While there is a corporate engagement angle at play in these posts, it’s clear that YouTube’s public face is all sunshine and rainbows, positively bursting with joy and wonder. I find this fascinating because of the bizarre dichotomy it creates. This image of YouTube as this quirky, happy-go-lucky company is completely at odds with what happens when you actually go onto YouTube.  

I don’t go on YouTube as often as I used to, and the main reason is that YouTube as a platform has grown worse and worse as it caters more and more to low-effort content where people are angry about frivolous stuff. I don’t know what it’s like in the other YouTube subcultures, but in the gaming and popular culture space people are angry about the so-called woke liberal media ruining (heavy air quotes around ruining) their video games and movies. I don’t have YouTube save my watch history, so I don’t have a curated suggestions list, and this uncurated algorithm really wants me to know about the supposed ongoing culture war where the soul of popular culture is at stake.  

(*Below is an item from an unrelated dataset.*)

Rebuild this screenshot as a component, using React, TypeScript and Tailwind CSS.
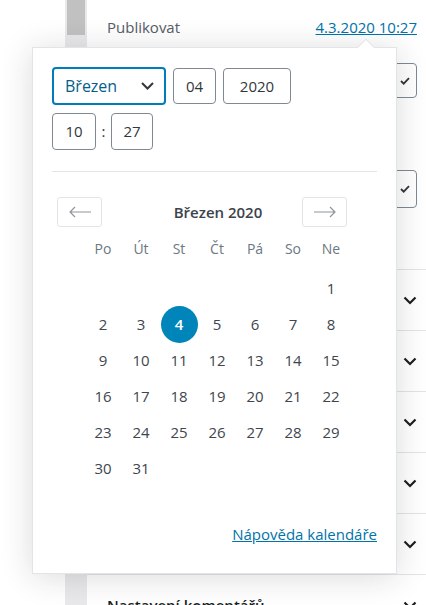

If YouTube’s algorithm was also a person, it probably would make videos deriding the sort of person the social media account is. This dichotomy between these two personas will no doubt continue as the dregs of Gamergate continue to fester behind YouTube’s inane polls and ‘wholesome’ statements. As such while YouTube’s algorithm tries its best to push me down the alt-right pipeline, the public face of YouTube will post about how it’s manifesting warmer weather ‘one tropical travel vlog at a time’ and its desire to bring back ‘designated snack times’.